* TASK OBJECTIVE: Extract the lines that carry the string "components" from the listing.

====== COLLECTED MATERIAL ======

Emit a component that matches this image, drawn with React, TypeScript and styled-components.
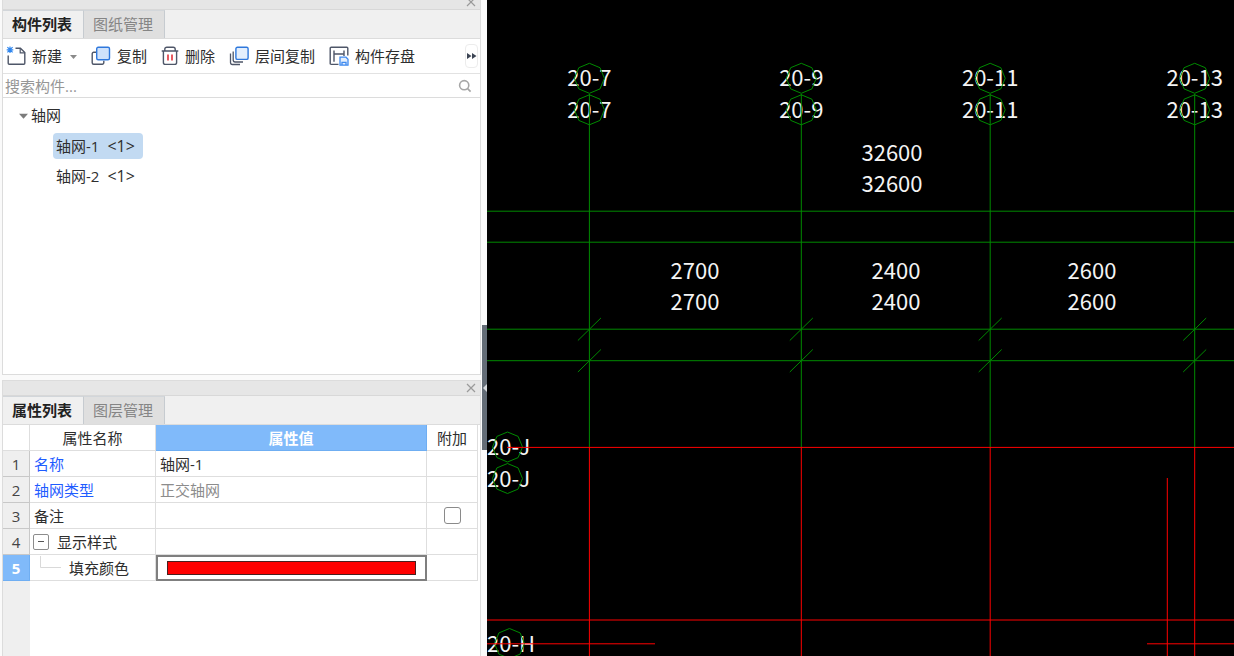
import React from "react";
import styled, { createGlobalStyle, css } from "styled-components";

const GlobalStyle = createGlobalStyle`
  *, *::before, *::after { box-sizing: border-box; }
  html, body { margin: 0; padding: 0; }
  body {
    background: #f0f0f0;
    color: #2e2e2e;
    font-family: "Open Sans", "Noto Sans CJK SC", sans-serif;
    font-size: 15px;
    line-height: 20px;
  }
  button, input { font: inherit; color: inherit; }
`;

const Layout = styled.div`
  display: flex;
  min-height: 100vh;
`;

const Sidebar = styled.aside`
  display: flex;
  flex-direction: column;
  flex: 0 0 481px;
  gap: 5px;
  padding-left: 2px;
  background: #fafafa;
`;

const Panel = styled.section<{ $grow?: boolean }>`
  display: flex;
  flex-direction: column;
  flex: ${(p) => (p.$grow ? "1 1 auto" : "0 0 auto")};
  border: 1px solid #dcdcdc;
  border-width: ${(p) => (p.$grow ? "1px 1px 0" : "0 1px 1px")};
  background: #fff;
`;

const TitleBar = styled.div<{ $height: number }>`
  display: flex;
  align-items: flex-end;
  justify-content: flex-end;
  height: ${(p) => p.$height}px;
  padding-right: 4px;
  overflow: hidden;
  background: #e6e6e6;
  border-bottom: 1px solid #d8d8d8;
`;

const CloseButton = styled.button`
  display: flex;
  padding: 0 0 2px;
  border: 0;
  background: none;
`;

const TabBar = styled.div`
  display: flex;
  height: 29px;
  background: #f0f0f0;
  border-bottom: 1px solid #dcdcdc;
`;

const Tab = styled.button<{ $active?: boolean }>`
  width: 81px;
  padding: 0 2px 2px 0;
  border: 0;
  border-right: 1px solid #c6cbd0;
  border-top: 1px solid #d2d6da;
  background: #dfdfdf;
  color: #858585;
  ${(p) =>
    p.$active &&
    css`
      background: #f0f0f0;
      color: #222;
      font-weight: 700;
    `}
`;

const Toolbar = styled.div`
  display: flex;
  align-items: center;
  height: 35px;
  padding: 0 2px 0 3px;
  border-bottom: 1px solid #e2e2e2;
`;

const ToolButton = styled.button`
  display: flex;
  align-items: center;
  gap: 6px;
  margin-right: 14px;
  padding: 0;
  border: 0;
  background: none;
  white-space: nowrap;
`;

const MenuMark = styled.span`
  display: flex;
  margin-left: 2px;
`;

const OverflowButton = styled.button`
  display: flex;
  align-items: center;
  justify-content: center;
  width: 13px;
  height: 24px;
  margin-left: auto;
  padding: 0;
  border: 1px solid #ececec;
  border-radius: 4px;
  background: #fff;
`;

const SearchRow = styled.label`
  display: flex;
  align-items: center;
  height: 24px;
  padding: 0 8px 0 2px;
  border-bottom: 1px solid #dcdcdc;
`;

const SearchInput = styled.input`
  flex: 1;
  min-width: 0;
  height: 20px;
  padding: 0;
  border: 0;
  outline: 0;
  background: none;
  &::placeholder { color: #969696; opacity: 1; }
`;

const Tree = styled.ul`
  min-height: 276px;
  margin: 0;
  padding: 3px 0 0 16px;
  list-style: none;
`;

const TreeChildren = styled.ul`
  margin: 0;
  padding: 0 0 0 34px;
  list-style: none;
`;

const TreeBranch = styled.button`
  display: flex;
  align-items: center;
  gap: 3px;
  height: 30px;
  padding: 0 0 2px;
  border: 0;
  background: none;
`;

const TreeLeaf = styled.button<{ $selected?: boolean }>`
  display: flex;
  align-items: center;
  gap: 8px;
  height: 26px;
  margin: 2px 0 4px;
  padding: 0 8px 0 3px;
  border: 0;
  border-radius: 4px;
  background: ${(p) => (p.$selected ? "#c2daf2" : "none")};
`;

const Count = styled.span`
  font-size: 16px;
`;

const GridArea = styled.div`
  flex: 1;
  padding-right: 2px;
  background: linear-gradient(to right, #efefef 27px, #fff 27px);
`;

const PropertyTable = styled.table`
  width: 100%;
  table-layout: fixed;
  border-collapse: separate;
  border-spacing: 0;
`;

const cell = css`
  height: 26px;
  padding: 0 4px;
  border-right: 1px solid #dedede;
  border-bottom: 1px solid #dedede;
  font-weight: 400;
  white-space: nowrap;
`;

const HeadCell = styled.th<{ $accent?: boolean }>`
  ${cell}
  background: #fff;
  ${(p) =>
    p.$accent &&
    css`
      background: #80bafa;
      border-color: #6faef2;
      color: #fff;
      font-weight: 700;
    `}
`;

const NumberCell = styled.th<{ $current?: boolean }>`
  ${cell}
  padding: 0;
  border-color: #c8c8c8;
  background: #efefef;
  color: #444;
  text-align: center;
  ${(p) =>
    p.$current &&
    css`
      background: #80bafa;
      border-color: #6faef2;
      color: #fff;
      font-weight: 700;
    `}
`;

const Cell = styled.td<{ $tone?: "link" | "muted"; $center?: boolean }>`
  ${cell}
  color: ${(p) => (p.$tone === "link" ? "#1f5cff" : p.$tone === "muted" ? "#8c8c8c" : "inherit")};
  text-align: ${(p) => (p.$center ? "center" : "left")};
`;

const EditCell = styled.td`
  height: 26px;
  padding: 0 9px;
  border: 2px solid #7f7f7f;
`;

const Swatch = styled.button`
  display: block;
  width: 100%;
  height: 14px;
  padding: 0;
  border: 1px solid #4a1f1f;
  background: #f00;
`;

const CheckBox = styled.input`
  appearance: none;
  display: block;
  width: 17px;
  height: 17px;
  margin: 0 auto;
  border: 1px solid #8a8a8a;
  border-radius: 3px;
  background: #fff;
`;

const NameLine = styled.div<{ $nested?: boolean }>`
  display: flex;
  align-items: center;
  gap: 8px;
  padding-left: ${(p) => (p.$nested ? "6px" : "0")};
`;

const Splitter = styled.div`
  display: flex;
  flex: 0 0 6px;
  align-items: center;
  justify-content: flex-end;
  background: #fafafa;
`;

const SplitterHandle = styled.button`
  display: flex;
  align-items: center;
  width: 5px;
  height: 125px;
  margin-top: 119px;
  padding: 0;
  border: 0;
  background: #646d77;
`;

const Viewport = styled.main`
  position: relative;
  flex: 1 1 0;
  min-width: 0;
  overflow: hidden;
  background: #000;
`;

const Drawing = styled.svg`
  position: absolute;
  inset: 0;
  width: 100%;
  height: 100%;
  text {
    fill: #f4f4f4;
    font-family: "Noto Sans CJK SC", sans-serif;
    font-size: 22px;
  }
`;

const CloseIcon = () => (
  <svg width="10" height="10" viewBox="0 0 10 10" stroke="#9a9a9a" strokeWidth="1.2">
    <path d="M1 1l8 8M9 1L1 9" />
  </svg>
);

const NewIcon = () => (
  <svg width="20" height="20" viewBox="0 0 20 20" fill="none">
    <path d="M2.2 9.5v7.7a1 1 0 0 0 1 1h14.6a1 1 0 0 0 1-1V6.6L14.4 2.2H9.5" stroke="#4e5668" strokeWidth="1.4" />
    <path d="M14.2 2.5v4.3h4.4" stroke="#4e5668" strokeWidth="1.2" />
    <path d="M4 .5v6.6M.7 3.8h6.6M1.4 1.2l5.2 5.2M6.6 1.2L1.4 6.4" stroke="#2f86ee" strokeWidth="1.2" />
  </svg>
);

const CopyIcon = () => (
  <svg width="20" height="20" viewBox="0 0 20 20" fill="none">
    <path d="M5.5 6.2H2.7a1.5 1.5 0 0 0-1.5 1.5v9.1a1.5 1.5 0 0 0 1.5 1.5h8.6a1.5 1.5 0 0 0 1.5-1.5v-2" stroke="#4e5668" strokeWidth="1.4" />
    <rect x="5.7" y="1.2" width="12.8" height="12.6" rx="1.5" fill="#cfe2fb" stroke="#2f78dc" strokeWidth="1.4" />
  </svg>
);

const LayerCopyIcon = () => (
  <svg width="20" height="20" viewBox="0 0 20 20" fill="none">
    <path d="M1.5 7.5v9.1a1.9 1.9 0 0 0 1.9 1.9H11M4.2 5.5v8.6a1.9 1.9 0 0 0 1.9 1.9H14" stroke="#4e5668" strokeWidth="1.3" />
    <rect x="6.9" y="1.2" width="12.2" height="12.2" rx="1.5" fill="#e4effd" stroke="#2f78dc" strokeWidth="1.4" />
  </svg>
);

const DeleteIcon = () => (
  <svg width="18" height="20" viewBox="0 0 18 20" fill="none">
    <path d="M.7 5h16.6M3.8 4.8V3.2a2 2 0 0 1 2-2h6.4a2 2 0 0 1 2 2v1.6M2.4 5.2v11.2a2 2 0 0 0 2 2h9.2a2 2 0 0 0 2-2V5.2" stroke="#4e5668" strokeWidth="1.4" />
    <path d="M7 8.4v6.2M11 8.4v6.2" stroke="#e0242c" strokeWidth="1.5" />
  </svg>
);

const SaveIcon = () => (
  <svg width="20" height="20" viewBox="0 0 20 20" fill="none">
    <path d="M9.5 18.4H2.2a1 1 0 0 1-1-1V2.2a1 1 0 0 1 1-1h15.6a1 1 0 0 1 1 1v7.3" stroke="#4e5668" strokeWidth="1.4" />
    <path d="M5 4.5v11.2M5 8h10M15 4.5v5.4" stroke="#4e5668" strokeWidth="1.4" />
    <path d="M11 11.2h6l2 2v6h-8z" fill="#e4effd" stroke="#3f8af0" strokeWidth="1.3" />
    <path d="M13 19v-2.6h4V19" stroke="#3f8af0" strokeWidth="1.3" />
  </svg>
);

const CaretDown = ({ size, color }: { size: number; color: string }) => (
  <svg width={size} height={size} viewBox="0 0 10 10">
    <path d="M0 3h10L5 8.5z" fill={color} />
  </svg>
);

const ForwardIcon = () => (
  <svg width="10" height="8" viewBox="0 0 10 8" fill="#3d4554">
    <path d="M0 1l4.5 3L0 7zM5 1l4.5 3L5 7z" />
  </svg>
);

const SearchIcon = () => (
  <svg width="14" height="14" viewBox="0 0 14 14" fill="none" stroke="#a6a6a6" strokeWidth="1.6">
    <circle cx="6.2" cy="6.2" r="4.6" />
    <path d="M9.6 9.6l3 3" />
  </svg>
);

const CollapseIcon = () => (
  <svg width="16" height="16" viewBox="0 0 16 16" fill="none">
    <rect x=".5" y=".5" width="15" height="15" rx="1.5" stroke="#8c8c8c" />
    <path d="M5 7.5h6" stroke="#555" />
  </svg>
);

const BranchIcon = () => (
  <svg width="21" height="24" viewBox="0 0 21 24" fill="none">
    <path d="M.5 0v11.5H21" stroke="#d9d9d9" />
  </svg>
);

const ExpandBox = styled.button`
  display: flex;
  margin-left: -1px;
  padding: 0;
  border: 0;
  background: none;
`;

type PanelTabsProps = { active: string; other: string; label: string };

const PanelTabs = ({ active, other, label }: PanelTabsProps) => (
  <TabBar role="tablist" aria-label={label}>
    <Tab role="tab" aria-selected $active>{active}</Tab>
    <Tab role="tab" aria-selected={false}>{other}</Tab>
  </TabBar>
);

const octagon = (cx: number, cy: number, r = 15) =>
  Array.from({ length: 8 }, (_, i) => {
    const a = (i * Math.PI) / 4;
    return `${(cx + r * Math.sin(a)).toFixed(1)},${(cy - r * Math.cos(a)).toFixed(1)}`;
  }).join(" ");

const axes = [
  { x: 102.4, label: "20-7" },
  { x: 314.3, label: "20-9" },
  { x: 503.2, label: "20-11" },
  { x: 707.7, label: "20-13" },
];

const rowAxes = [
  { x: 20.5, y: 447, label: "20-J" },
  { x: 20.5, y: 478.5, label: "20-J" },
  { x: 22.5, y: 643.5, label: "20-H" },
];

const dimensions = [
  { x: 405, y: 161, value: "32600" },
  { x: 208, y: 279, value: "2700" },
  { x: 409, y: 279, value: "2400" },
  { x: 605, y: 279, value: "2600" },
];

const GREEN = "#008a00";
const RED = "#ff0000";

const AxisDrawing = () => (
  <Drawing role="img" aria-label="轴网">
    {axes.map((a) => (
      <g key={a.label} textAnchor="middle">
        <text x={a.x} y={86}>{a.label}</text>
        <text x={a.x} y={118}>{a.label}</text>
      </g>
    ))}
    {rowAxes.map((a) => (
      <text key={a.y} x={0} y={Math.round(a.y + 8.4)}>{a.label}</text>
    ))}
    {dimensions.map((d) => (
      <g key={d.value} textAnchor="middle">
        <text x={d.x} y={d.y}>{d.value}</text>
        <text x={d.x} y={d.y + 31}>{d.value}</text>
      </g>
    ))}
    <g stroke={GREEN} fill="none">
      {[211.2, 242.2, 329.2, 360.7].map((y) => (
        <line key={y} x1="0" x2="100%" y1={y} y2={y} />
      ))}
      {axes.map((a) => (
        <g key={a.label}>
          <polygon points={octagon(a.x, 78.3)} />
          <polygon points={octagon(a.x, 109.8)} />
          <line x1={a.x} x2={a.x} y1="94" y2="447" />
          <path d={`M${a.x - 11.5} 340.5l23-22.5M${a.x - 11.5} 372l23-22.5`} />
        </g>
      ))}
      {rowAxes.map((a) => (
        <polygon key={a.y} points={octagon(a.x, a.y)} />
      ))}
    </g>
    <g stroke={RED}>
      <line x1="20" x2="100%" y1="447.4" y2="447.4" />
      <line x1="0" x2="100%" y1="620" y2="620" />
      <line x1="0" x2="168" y1="643.8" y2="643.8" />
      <line x1="660" x2="100%" y1="643.8" y2="643.8" />
      <line x1="680.3" x2="680.3" y1="478" y2="100%" />
      {axes.map((a) => (
        <line key={a.label} x1={a.x} x2={a.x} y1="447" y2="100%" />
      ))}
    </g>
  </Drawing>
);

export default function App() {
  return (
    <>
      <GlobalStyle />
      <Layout>
        <Sidebar>
          <Panel>
            <TitleBar $height={10}>
              <CloseButton aria-label="关闭"><CloseIcon /></CloseButton>
            </TitleBar>
            <PanelTabs label="构件" active="构件列表" other="图纸管理" />
            <Toolbar>
              <ToolButton>
                <NewIcon />新建<MenuMark><CaretDown size={7} color="#8a8a8a" /></MenuMark>
              </ToolButton>
              <ToolButton><CopyIcon />复制</ToolButton>
              <ToolButton><DeleteIcon />删除</ToolButton>
              <ToolButton><LayerCopyIcon />层间复制</ToolButton>
              <ToolButton><SaveIcon />构件存盘</ToolButton>
              <OverflowButton aria-label="更多"><ForwardIcon /></OverflowButton>
            </Toolbar>
            <SearchRow>
              <SearchInput type="text" placeholder="搜索构件..." aria-label="搜索构件" />
              <SearchIcon />
            </SearchRow>
            <Tree>
              <li>
                <TreeBranch aria-expanded><CaretDown size={9} color="#7c7c7c" />轴网</TreeBranch>
                <TreeChildren>
                  <li><TreeLeaf $selected><span>轴网-1</span><Count>&lt;1&gt;</Count></TreeLeaf></li>
                  <li><TreeLeaf><span>轴网-2</span><Count>&lt;1&gt;</Count></TreeLeaf></li>
                </TreeChildren>
              </li>
            </Tree>
          </Panel>

          <Panel $grow>
            <TitleBar $height={15}>
              <CloseButton aria-label="关闭"><CloseIcon /></CloseButton>
            </TitleBar>
            <PanelTabs label="属性" active="属性列表" other="图层管理" />
            <GridArea>
              <PropertyTable>
                <colgroup>
                  <col style={{ width: 27 }} />
                  <col style={{ width: 126 }} />
                  <col />
                  <col style={{ width: 51 }} />
                </colgroup>
                <thead>
                  <tr>
                    <HeadCell />
                    <HeadCell>属性名称</HeadCell>
                    <HeadCell $accent>属性值</HeadCell>
                    <HeadCell>附加</HeadCell>
                  </tr>
                </thead>
                <tbody>
                  <tr>
                    <NumberCell>1</NumberCell>
                    <Cell $tone="link">名称</Cell>
                    <Cell>轴网-1</Cell>
                    <Cell />
                  </tr>
                  <tr>
                    <NumberCell>2</NumberCell>
                    <Cell $tone="link">轴网类型</Cell>
                    <Cell $tone="muted">正交轴网</Cell>
                    <Cell />
                  </tr>
                  <tr>
                    <NumberCell>3</NumberCell>
                    <Cell>备注</Cell>
                    <Cell />
                    <Cell $center><CheckBox type="checkbox" aria-label="附加 备注" /></Cell>
                  </tr>
                  <tr>
                    <NumberCell>4</NumberCell>
                    <Cell>
                      <NameLine>
                        <ExpandBox aria-label="折叠"><CollapseIcon /></ExpandBox>显示样式
                      </NameLine>
                    </Cell>
                    <Cell />
                    <Cell />
                  </tr>
                  <tr>
                    <NumberCell $current>5</NumberCell>
                    <Cell><NameLine $nested><BranchIcon />填充颜色</NameLine></Cell>
                    <EditCell><Swatch aria-label="填充颜色" /></EditCell>
                    <Cell />
                  </tr>
                </tbody>
              </PropertyTable>
            </GridArea>
          </Panel>
        </Sidebar>
        <Splitter>
          <SplitterHandle aria-label="收起面板">
            <svg width="5" height="8" viewBox="0 0 5 8"><path d="M5 0v8L1 4z" fill="#d5d9dd" /></svg>
          </SplitterHandle>
        </Splitter>
        <Viewport>
          <AxisDrawing />
        </Viewport>
      </Layout>
    </>
  );
}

======

* SOLVED PROBLEM:
Emit a component that matches this image, drawn with React, TypeScript and styled-components.
import styled, { createGlobalStyle, css } from "styled-components";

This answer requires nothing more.